## BEGIN

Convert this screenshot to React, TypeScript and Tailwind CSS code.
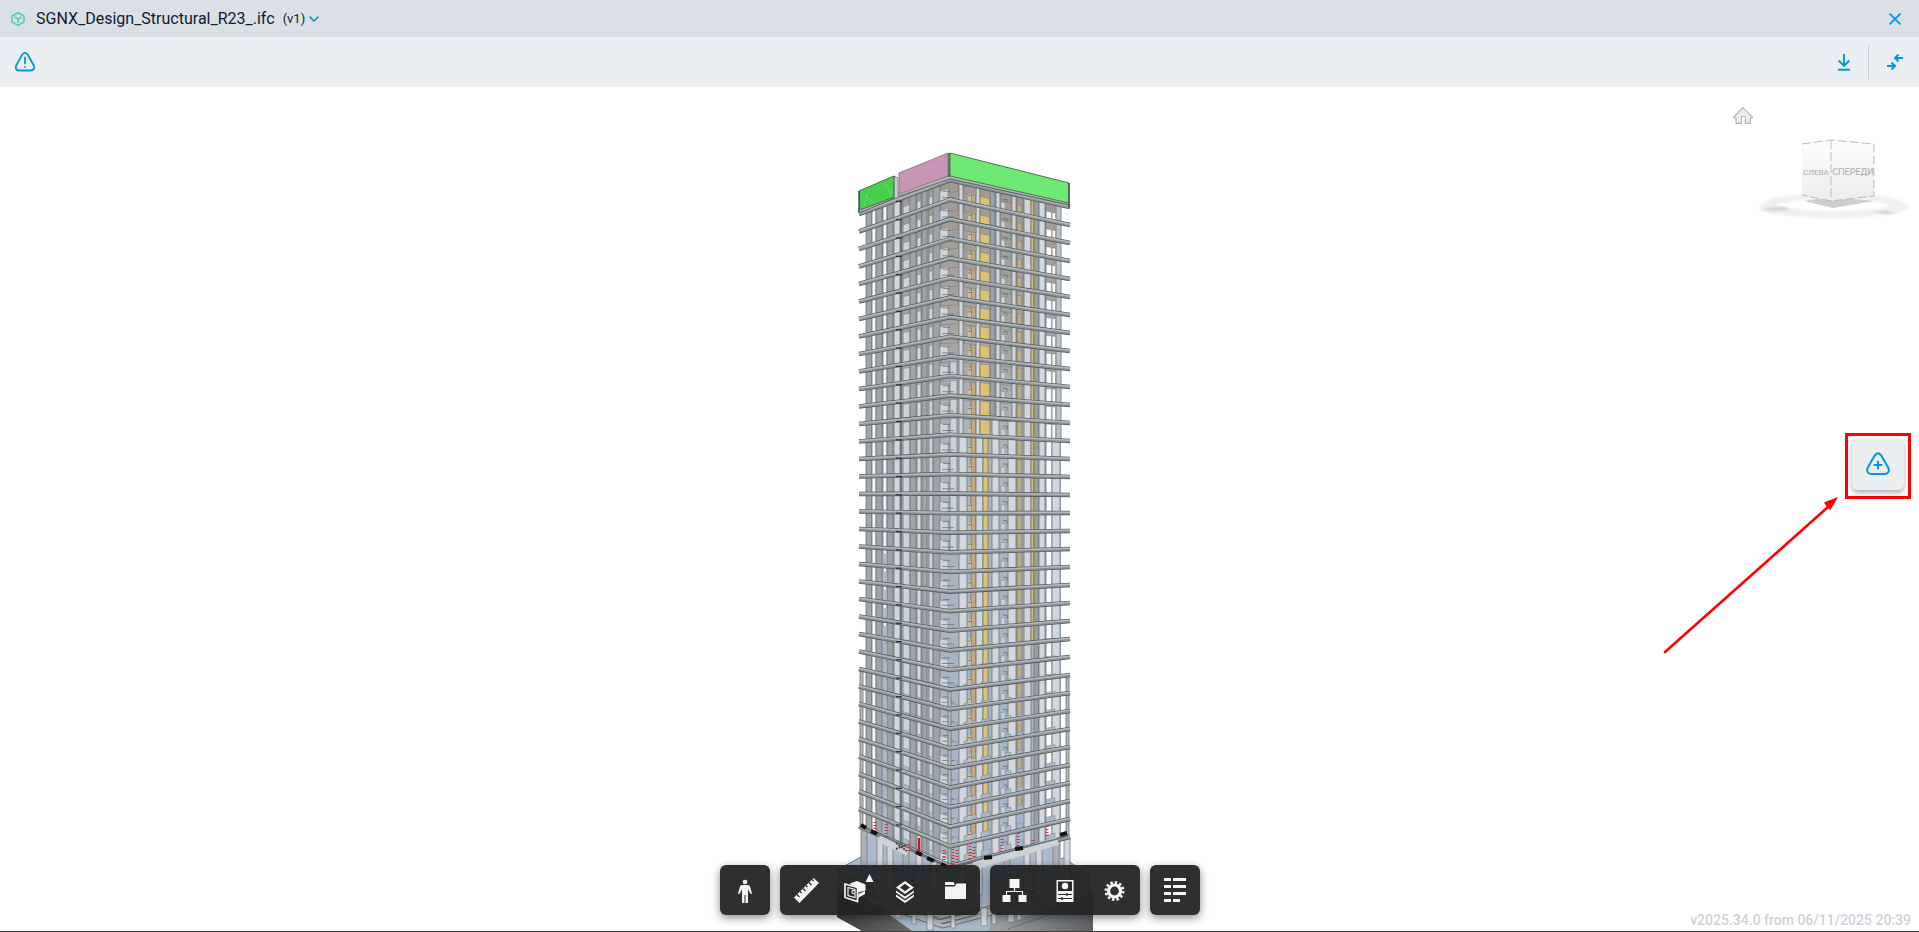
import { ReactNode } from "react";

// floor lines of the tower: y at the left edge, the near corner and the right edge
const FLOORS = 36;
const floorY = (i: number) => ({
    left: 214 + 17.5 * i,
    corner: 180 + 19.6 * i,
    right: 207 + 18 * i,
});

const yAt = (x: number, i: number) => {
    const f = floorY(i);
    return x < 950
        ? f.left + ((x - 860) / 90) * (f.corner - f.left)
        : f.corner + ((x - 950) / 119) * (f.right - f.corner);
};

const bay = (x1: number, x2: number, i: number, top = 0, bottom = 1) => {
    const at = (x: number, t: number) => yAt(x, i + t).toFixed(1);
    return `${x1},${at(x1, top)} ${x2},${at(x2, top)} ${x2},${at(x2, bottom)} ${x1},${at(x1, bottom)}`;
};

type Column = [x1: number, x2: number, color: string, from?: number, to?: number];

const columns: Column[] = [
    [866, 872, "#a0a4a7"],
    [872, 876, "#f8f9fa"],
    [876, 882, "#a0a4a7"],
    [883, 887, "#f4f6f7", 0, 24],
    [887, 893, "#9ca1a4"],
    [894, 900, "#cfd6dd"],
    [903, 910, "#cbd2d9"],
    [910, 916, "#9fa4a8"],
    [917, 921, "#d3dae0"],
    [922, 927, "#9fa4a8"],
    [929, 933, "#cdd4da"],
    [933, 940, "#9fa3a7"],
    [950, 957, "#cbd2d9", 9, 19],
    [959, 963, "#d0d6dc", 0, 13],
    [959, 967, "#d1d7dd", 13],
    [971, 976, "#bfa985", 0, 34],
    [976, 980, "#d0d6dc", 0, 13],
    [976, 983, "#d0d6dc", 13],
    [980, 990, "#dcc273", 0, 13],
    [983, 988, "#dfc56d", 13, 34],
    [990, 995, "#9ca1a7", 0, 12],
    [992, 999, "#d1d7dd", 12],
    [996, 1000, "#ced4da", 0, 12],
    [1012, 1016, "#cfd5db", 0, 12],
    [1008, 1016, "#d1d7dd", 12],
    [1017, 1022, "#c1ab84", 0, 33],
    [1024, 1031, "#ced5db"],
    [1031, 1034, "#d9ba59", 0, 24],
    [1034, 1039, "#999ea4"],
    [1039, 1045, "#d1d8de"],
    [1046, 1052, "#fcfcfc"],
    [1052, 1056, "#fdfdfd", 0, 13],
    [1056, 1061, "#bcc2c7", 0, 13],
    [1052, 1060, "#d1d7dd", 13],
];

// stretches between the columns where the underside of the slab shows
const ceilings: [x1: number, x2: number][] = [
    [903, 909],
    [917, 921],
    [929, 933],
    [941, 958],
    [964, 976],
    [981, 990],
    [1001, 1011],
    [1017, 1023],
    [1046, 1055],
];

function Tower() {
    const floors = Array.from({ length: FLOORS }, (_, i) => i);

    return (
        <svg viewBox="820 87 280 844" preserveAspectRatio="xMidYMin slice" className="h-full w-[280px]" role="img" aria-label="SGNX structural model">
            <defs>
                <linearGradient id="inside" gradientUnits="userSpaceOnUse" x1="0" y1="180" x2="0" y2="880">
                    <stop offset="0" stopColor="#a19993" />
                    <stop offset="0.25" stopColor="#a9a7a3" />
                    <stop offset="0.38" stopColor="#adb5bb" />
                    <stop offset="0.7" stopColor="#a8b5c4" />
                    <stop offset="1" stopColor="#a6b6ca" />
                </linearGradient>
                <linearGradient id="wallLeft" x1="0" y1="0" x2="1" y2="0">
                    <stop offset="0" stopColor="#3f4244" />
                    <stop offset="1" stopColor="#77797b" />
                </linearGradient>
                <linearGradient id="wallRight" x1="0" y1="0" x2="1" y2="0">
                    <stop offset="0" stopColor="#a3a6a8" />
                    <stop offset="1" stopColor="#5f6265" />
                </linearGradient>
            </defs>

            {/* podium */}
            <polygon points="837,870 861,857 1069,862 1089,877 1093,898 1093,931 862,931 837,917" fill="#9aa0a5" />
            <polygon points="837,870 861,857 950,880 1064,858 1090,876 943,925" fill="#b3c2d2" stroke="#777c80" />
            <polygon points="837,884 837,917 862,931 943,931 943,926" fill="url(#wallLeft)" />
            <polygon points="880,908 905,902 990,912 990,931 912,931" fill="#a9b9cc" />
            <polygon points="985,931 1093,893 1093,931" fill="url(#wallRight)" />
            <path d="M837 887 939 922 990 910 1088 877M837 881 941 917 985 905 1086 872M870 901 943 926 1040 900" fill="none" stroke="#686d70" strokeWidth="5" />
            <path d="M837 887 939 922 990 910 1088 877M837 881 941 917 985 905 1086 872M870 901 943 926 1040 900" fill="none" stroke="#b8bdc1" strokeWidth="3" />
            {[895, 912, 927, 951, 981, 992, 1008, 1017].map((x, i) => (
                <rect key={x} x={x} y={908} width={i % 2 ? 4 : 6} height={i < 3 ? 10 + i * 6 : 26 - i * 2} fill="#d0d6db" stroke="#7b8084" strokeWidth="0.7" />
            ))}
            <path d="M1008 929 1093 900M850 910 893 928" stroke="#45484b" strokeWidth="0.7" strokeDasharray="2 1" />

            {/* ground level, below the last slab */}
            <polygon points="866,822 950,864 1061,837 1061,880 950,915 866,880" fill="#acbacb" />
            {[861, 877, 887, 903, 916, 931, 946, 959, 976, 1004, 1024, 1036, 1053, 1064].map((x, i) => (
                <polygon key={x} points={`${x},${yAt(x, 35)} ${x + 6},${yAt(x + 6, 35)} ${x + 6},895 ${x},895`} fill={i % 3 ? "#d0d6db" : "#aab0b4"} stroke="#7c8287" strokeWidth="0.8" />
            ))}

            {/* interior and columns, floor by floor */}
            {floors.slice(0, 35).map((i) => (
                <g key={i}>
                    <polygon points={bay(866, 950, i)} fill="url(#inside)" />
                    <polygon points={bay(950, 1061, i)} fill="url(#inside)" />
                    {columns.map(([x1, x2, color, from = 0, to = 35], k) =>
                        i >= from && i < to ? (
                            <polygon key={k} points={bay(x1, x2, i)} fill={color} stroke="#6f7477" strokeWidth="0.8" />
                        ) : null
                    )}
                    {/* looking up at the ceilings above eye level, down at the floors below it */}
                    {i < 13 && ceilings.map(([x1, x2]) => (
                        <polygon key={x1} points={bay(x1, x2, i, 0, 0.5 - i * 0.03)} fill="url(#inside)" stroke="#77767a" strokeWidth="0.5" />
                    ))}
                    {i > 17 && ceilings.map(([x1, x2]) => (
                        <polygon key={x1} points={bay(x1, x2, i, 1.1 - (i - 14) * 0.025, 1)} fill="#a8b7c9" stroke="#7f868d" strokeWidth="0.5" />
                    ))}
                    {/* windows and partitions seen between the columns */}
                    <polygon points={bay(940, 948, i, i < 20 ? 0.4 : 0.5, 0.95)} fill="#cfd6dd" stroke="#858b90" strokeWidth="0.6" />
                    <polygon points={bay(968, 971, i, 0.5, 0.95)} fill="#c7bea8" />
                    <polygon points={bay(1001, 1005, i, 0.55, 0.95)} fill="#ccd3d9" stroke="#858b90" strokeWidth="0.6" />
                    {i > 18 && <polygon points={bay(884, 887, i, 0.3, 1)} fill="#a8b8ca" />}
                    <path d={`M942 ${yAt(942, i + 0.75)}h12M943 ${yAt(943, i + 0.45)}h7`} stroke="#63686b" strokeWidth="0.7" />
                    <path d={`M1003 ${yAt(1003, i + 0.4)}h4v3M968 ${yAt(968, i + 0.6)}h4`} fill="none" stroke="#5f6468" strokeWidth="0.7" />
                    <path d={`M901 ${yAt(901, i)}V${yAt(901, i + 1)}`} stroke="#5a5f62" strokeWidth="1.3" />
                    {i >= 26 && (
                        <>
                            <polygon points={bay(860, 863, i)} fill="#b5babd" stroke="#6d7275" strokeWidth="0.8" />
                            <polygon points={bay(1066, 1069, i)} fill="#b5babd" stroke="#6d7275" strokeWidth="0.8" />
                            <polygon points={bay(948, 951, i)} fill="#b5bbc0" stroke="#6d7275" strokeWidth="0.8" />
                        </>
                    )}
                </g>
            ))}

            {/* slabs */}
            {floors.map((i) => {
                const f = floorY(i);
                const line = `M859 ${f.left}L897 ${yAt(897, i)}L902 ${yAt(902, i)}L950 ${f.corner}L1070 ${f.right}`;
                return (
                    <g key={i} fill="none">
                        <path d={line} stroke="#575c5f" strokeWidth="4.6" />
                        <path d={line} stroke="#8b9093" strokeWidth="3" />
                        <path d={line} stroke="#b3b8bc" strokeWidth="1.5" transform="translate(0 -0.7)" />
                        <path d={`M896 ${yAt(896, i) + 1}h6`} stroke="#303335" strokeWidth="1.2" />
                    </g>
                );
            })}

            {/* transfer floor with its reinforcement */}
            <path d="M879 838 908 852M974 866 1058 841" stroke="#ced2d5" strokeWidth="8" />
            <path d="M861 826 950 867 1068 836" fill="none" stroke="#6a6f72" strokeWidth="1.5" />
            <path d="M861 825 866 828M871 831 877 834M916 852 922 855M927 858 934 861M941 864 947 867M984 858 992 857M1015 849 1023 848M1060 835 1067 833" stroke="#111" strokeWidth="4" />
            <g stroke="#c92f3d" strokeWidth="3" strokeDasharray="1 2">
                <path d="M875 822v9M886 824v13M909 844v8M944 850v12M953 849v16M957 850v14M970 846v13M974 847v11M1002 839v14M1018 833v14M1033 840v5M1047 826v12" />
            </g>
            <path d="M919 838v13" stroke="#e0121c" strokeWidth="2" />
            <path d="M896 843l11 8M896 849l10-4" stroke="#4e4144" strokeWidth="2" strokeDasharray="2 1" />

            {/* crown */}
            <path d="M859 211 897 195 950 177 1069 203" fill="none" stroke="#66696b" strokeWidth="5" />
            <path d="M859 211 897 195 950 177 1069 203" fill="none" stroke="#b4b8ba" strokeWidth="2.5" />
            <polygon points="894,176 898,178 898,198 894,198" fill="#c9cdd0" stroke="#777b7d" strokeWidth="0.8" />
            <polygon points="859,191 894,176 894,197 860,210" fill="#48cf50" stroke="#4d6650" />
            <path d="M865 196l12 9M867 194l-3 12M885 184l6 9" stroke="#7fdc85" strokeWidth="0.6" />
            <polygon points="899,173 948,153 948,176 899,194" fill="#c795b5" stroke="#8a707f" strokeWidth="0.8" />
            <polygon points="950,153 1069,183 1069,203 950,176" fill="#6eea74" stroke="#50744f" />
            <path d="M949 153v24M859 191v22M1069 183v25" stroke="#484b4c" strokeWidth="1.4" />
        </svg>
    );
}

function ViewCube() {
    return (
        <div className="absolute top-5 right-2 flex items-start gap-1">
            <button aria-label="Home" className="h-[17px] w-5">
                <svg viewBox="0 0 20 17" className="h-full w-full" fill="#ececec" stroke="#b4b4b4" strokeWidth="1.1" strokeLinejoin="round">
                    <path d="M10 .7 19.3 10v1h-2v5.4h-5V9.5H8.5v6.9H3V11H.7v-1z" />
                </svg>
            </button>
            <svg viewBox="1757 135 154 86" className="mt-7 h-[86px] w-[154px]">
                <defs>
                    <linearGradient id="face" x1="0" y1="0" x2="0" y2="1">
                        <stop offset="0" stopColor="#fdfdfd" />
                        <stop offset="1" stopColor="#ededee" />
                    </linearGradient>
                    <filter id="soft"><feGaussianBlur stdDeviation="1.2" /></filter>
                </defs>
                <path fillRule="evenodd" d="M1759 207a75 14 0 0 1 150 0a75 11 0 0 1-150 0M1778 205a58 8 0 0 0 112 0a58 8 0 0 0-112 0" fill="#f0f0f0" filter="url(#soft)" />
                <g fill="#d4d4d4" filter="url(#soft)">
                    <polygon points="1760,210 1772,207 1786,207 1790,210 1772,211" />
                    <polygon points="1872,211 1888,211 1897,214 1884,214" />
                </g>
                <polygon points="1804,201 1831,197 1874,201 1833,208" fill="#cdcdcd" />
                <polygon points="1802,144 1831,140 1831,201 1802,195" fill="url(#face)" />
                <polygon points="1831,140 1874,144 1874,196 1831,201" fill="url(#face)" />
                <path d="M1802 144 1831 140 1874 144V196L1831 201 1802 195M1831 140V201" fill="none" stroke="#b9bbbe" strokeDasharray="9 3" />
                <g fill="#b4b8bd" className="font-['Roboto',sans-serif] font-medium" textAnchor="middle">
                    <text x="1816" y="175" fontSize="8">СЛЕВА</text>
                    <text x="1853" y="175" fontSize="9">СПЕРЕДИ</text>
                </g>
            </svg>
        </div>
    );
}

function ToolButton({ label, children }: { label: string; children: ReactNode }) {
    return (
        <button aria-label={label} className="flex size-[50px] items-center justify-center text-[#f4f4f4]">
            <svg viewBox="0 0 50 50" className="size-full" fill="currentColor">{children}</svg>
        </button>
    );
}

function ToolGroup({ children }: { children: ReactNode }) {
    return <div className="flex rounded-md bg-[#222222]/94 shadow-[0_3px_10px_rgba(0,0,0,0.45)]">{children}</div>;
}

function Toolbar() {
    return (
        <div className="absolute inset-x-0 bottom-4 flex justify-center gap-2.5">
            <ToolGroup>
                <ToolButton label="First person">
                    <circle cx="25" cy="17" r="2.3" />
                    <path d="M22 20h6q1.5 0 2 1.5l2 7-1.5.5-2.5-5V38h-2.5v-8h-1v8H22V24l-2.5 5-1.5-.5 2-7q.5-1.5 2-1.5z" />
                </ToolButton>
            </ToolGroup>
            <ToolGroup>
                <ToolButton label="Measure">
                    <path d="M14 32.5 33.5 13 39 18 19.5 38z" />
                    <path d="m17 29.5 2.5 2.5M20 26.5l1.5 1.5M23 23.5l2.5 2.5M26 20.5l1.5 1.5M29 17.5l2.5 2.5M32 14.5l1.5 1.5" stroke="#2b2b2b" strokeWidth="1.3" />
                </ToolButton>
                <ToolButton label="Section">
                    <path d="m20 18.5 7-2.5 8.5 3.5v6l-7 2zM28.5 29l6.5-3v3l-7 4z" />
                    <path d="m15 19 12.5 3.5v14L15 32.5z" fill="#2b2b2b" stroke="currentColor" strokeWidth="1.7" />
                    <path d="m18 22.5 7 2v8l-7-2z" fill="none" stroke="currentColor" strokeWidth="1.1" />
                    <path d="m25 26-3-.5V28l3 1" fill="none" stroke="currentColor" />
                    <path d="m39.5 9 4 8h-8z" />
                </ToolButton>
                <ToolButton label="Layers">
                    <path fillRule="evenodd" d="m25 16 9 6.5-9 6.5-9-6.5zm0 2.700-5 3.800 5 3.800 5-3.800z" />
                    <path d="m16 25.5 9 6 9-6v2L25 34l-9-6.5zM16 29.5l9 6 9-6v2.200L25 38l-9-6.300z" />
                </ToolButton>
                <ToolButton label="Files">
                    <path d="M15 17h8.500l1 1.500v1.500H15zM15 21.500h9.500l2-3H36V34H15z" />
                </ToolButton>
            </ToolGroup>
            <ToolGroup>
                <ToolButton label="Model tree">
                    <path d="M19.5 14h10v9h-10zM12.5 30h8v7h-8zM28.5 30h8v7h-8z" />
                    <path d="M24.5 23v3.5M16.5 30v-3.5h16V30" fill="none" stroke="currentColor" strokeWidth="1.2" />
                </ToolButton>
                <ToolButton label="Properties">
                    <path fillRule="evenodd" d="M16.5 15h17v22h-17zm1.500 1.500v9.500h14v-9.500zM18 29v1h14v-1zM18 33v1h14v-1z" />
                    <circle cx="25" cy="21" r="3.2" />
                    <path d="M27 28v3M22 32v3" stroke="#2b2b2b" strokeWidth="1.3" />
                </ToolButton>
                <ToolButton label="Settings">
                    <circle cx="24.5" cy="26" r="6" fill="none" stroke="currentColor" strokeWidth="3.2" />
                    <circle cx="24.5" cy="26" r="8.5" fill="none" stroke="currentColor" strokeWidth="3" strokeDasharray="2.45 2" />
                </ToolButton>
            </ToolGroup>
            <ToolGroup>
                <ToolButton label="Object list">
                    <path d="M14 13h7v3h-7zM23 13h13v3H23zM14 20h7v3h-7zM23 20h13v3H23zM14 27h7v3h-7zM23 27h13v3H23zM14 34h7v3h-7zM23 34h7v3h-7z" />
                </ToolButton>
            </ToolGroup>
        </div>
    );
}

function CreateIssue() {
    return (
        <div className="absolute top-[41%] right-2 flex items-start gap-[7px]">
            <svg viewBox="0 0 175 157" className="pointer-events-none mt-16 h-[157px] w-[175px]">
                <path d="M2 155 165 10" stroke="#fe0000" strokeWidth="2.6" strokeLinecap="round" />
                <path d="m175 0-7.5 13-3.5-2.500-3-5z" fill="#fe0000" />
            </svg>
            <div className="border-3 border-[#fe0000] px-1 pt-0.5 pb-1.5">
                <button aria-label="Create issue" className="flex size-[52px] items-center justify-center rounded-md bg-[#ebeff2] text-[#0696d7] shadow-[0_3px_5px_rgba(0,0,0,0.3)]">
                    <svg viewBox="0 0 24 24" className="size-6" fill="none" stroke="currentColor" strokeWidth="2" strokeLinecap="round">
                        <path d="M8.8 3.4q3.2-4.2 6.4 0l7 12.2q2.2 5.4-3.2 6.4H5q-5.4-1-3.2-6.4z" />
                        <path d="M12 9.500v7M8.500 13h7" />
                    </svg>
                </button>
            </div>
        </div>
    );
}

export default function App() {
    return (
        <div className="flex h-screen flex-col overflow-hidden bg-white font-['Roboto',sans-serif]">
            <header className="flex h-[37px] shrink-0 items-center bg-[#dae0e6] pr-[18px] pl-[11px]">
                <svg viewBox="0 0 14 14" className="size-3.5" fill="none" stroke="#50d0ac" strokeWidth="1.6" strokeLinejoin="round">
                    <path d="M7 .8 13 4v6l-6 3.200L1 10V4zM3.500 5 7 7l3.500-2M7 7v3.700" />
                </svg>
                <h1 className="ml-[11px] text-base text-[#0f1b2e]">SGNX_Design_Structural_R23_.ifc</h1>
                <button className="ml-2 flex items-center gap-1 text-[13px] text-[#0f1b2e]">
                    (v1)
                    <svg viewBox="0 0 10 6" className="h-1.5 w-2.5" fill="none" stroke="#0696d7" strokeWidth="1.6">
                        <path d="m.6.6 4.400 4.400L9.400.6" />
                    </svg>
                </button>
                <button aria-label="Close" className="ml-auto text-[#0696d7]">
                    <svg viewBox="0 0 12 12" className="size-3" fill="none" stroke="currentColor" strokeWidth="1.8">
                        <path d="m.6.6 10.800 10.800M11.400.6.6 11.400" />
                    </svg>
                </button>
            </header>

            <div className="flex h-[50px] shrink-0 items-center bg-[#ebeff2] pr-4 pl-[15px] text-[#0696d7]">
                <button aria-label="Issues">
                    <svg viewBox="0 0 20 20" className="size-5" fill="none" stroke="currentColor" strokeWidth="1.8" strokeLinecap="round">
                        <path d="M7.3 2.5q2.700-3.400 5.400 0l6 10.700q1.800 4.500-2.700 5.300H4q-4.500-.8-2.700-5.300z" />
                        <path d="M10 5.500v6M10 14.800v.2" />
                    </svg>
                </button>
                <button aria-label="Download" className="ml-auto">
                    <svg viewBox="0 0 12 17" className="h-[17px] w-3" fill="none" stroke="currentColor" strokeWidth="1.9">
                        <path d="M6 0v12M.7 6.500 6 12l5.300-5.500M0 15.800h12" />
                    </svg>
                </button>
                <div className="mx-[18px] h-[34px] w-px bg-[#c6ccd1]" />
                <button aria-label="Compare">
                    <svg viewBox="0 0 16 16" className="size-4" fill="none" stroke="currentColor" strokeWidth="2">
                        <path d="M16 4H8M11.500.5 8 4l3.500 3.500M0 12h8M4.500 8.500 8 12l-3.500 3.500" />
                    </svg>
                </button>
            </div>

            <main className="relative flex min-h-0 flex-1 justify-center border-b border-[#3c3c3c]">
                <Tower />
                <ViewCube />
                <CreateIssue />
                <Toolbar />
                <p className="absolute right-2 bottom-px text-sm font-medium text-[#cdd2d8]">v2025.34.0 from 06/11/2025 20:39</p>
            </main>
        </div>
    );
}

## END

**Problem details:** Write out each line of the listing above, exactly, from its first line to the line holding "number, to?: number];", inclusive. Skip the pictures.

**Result for this exercise:**
Convert this screenshot to React, TypeScript and Tailwind CSS code.
import { ReactNode } from "react";

// floor lines of the tower: y at the left edge, the near corner and the right edge
const FLOORS = 36;
const floorY = (i: number) => ({
    left: 214 + 17.5 * i,
    corner: 180 + 19.6 * i,
    right: 207 + 18 * i,
});

const yAt = (x: number, i: number) => {
    const f = floorY(i);
    return x < 950
        ? f.left + ((x - 860) / 90) * (f.corner - f.left)
        : f.corner + ((x - 950) / 119) * (f.right - f.corner);
};

const bay = (x1: number, x2: number, i: number, top = 0, bottom = 1) => {
    const at = (x: number, t: number) => yAt(x, i + t).toFixed(1);
    return `${x1},${at(x1, top)} ${x2},${at(x2, top)} ${x2},${at(x2, bottom)} ${x1},${at(x1, bottom)}`;
};

type Column = [x1: number, x2: number, color: string, from?: number, to?: number];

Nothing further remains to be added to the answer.